SET PROBLEM: Quote the data below in full, minus the images.

COLLECTED DATA:

* start *

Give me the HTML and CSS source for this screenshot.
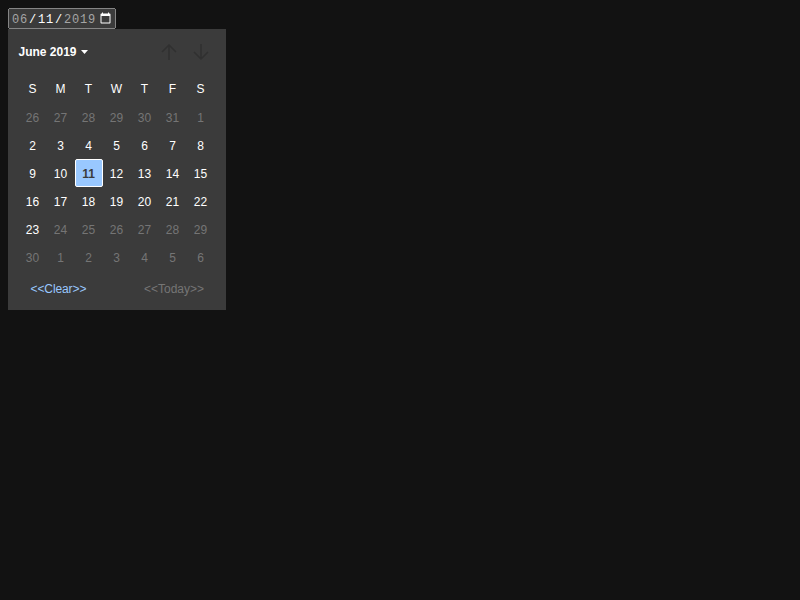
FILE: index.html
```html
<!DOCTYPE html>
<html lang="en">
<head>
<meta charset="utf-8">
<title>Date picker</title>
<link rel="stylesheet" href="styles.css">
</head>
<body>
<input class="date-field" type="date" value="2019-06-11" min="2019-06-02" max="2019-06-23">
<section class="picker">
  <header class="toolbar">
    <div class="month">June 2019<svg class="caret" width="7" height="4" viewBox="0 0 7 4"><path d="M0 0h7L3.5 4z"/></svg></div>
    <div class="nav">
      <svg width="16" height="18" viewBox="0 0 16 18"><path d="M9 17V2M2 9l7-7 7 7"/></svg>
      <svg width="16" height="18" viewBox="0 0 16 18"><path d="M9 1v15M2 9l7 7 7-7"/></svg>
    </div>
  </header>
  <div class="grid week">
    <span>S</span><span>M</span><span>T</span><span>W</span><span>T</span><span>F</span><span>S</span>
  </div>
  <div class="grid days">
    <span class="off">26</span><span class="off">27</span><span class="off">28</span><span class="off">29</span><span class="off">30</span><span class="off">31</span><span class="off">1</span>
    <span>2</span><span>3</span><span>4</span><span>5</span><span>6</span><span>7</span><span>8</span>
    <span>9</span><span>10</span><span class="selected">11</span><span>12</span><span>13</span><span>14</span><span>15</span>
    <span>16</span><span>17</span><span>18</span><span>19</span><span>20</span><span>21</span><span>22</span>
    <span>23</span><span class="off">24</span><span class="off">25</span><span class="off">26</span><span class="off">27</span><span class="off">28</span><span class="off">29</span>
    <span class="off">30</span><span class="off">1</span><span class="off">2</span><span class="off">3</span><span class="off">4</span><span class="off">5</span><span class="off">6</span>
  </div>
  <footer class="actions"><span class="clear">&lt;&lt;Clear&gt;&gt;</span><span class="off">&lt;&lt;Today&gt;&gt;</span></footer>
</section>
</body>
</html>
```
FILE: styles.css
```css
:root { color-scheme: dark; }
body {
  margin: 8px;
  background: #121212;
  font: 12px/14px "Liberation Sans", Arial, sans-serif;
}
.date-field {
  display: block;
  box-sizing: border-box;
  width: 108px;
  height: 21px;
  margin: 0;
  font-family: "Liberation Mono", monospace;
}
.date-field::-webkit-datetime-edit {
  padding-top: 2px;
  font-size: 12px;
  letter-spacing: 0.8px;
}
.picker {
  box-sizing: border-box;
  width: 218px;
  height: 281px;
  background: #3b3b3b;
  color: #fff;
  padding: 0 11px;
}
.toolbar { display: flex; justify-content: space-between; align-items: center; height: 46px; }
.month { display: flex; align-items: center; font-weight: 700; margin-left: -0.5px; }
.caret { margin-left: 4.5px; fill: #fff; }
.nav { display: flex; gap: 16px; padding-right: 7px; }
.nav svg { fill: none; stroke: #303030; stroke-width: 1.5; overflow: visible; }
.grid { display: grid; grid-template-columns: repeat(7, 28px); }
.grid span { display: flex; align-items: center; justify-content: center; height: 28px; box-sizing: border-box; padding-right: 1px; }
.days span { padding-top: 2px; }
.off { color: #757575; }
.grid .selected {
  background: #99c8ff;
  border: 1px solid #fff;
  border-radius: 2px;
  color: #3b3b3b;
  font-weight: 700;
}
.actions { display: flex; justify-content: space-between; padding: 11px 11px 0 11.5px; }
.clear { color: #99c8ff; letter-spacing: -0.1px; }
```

* end *

TASK ANSWER:
Give me the HTML and CSS source for this screenshot.
FILE: index.html
```html
<!DOCTYPE html>
<html lang="en">
<head>
<meta charset="utf-8">
<title>Date picker</title>
<link rel="stylesheet" href="styles.css">
</head>
<body>
<input class="date-field" type="date" value="2019-06-11" min="2019-06-02" max="2019-06-23">
<section class="picker">
  <header class="toolbar">
    <div class="month">June 2019<svg class="caret" width="7" height="4" viewBox="0 0 7 4"><path d="M0 0h7L3.5 4z"/></svg></div>
    <div class="nav">
      <svg width="16" height="18" viewBox="0 0 16 18"><path d="M9 17V2M2 9l7-7 7 7"/></svg>
      <svg width="16" height="18" viewBox="0 0 16 18"><path d="M9 1v15M2 9l7 7 7-7"/></svg>
    </div>
  </header>
  <div class="grid week">
    <span>S</span><span>M</span><span>T</span><span>W</span><span>T</span><span>F</span><span>S</span>
  </div>
  <div class="grid days">
    <span class="off">26</span><span class="off">27</span><span class="off">28</span><span class="off">29</span><span class="off">30</span><span class="off">31</span><span class="off">1</span>
    <span>2</span><span>3</span><span>4</span><span>5</span><span>6</span><span>7</span><span>8</span>
    <span>9</span><span>10</span><span class="selected">11</span><span>12</span><span>13</span><span>14</span><span>15</span>
    <span>16</span><span>17</span><span>18</span><span>19</span><span>20</span><span>21</span><span>22</span>
    <span>23</span><span class="off">24</span><span class="off">25</span><span class="off">26</span><span class="off">27</span><span class="off">28</span><span class="off">29</span>
    <span class="off">30</span><span class="off">1</span><span class="off">2</span><span class="off">3</span><span class="off">4</span><span class="off">5</span><span class="off">6</span>
  </div>
  <footer class="actions"><span class="clear">&lt;&lt;Clear&gt;&gt;</span><span class="off">&lt;&lt;Today&gt;&gt;</span></footer>
</section>
</body>
</html>
```
FILE: styles.css
```css
:root { color-scheme: dark; }
body {
  margin: 8px;
  background: #121212;
  font: 12px/14px "Liberation Sans", Arial, sans-serif;
}
.date-field {
  display: block;
  box-sizing: border-box;
  width: 108px;
  height: 21px;
  margin: 0;
  font-family: "Liberation Mono", monospace;
}
.date-field::-webkit-datetime-edit {
  padding-top: 2px;
  font-size: 12px;
  letter-spacing: 0.8px;
}
.picker {
  box-sizing: border-box;
  width: 218px;
  height: 281px;
  background: #3b3b3b;
  color: #fff;
  padding: 0 11px;
}
.toolbar { display: flex; justify-content: space-between; align-items: center; height: 46px; }
.month { display: flex; align-items: center; font-weight: 700; margin-left: -0.5px; }
.caret { margin-left: 4.5px; fill: #fff; }
.nav { display: flex; gap: 16px; padding-right: 7px; }
.nav svg { fill: none; stroke: #303030; stroke-width: 1.5; overflow: visible; }
.grid { display: grid; grid-template-columns: repeat(7, 28px); }
.grid span { display: flex; align-items: center; justify-content: center; height: 28px; box-sizing: border-box; padding-right: 1px; }
.days span { padding-top: 2px; }
.off { color: #757575; }
.grid .selected {
  background: #99c8ff;
  border: 1px solid #fff;
  border-radius: 2px;
  color: #3b3b3b;
  font-weight: 700;
}
.actions { display: flex; justify-content: space-between; padding: 11px 11px 0 11.5px; }
.clear { color: #99c8ff; letter-spacing: -0.1px; }
```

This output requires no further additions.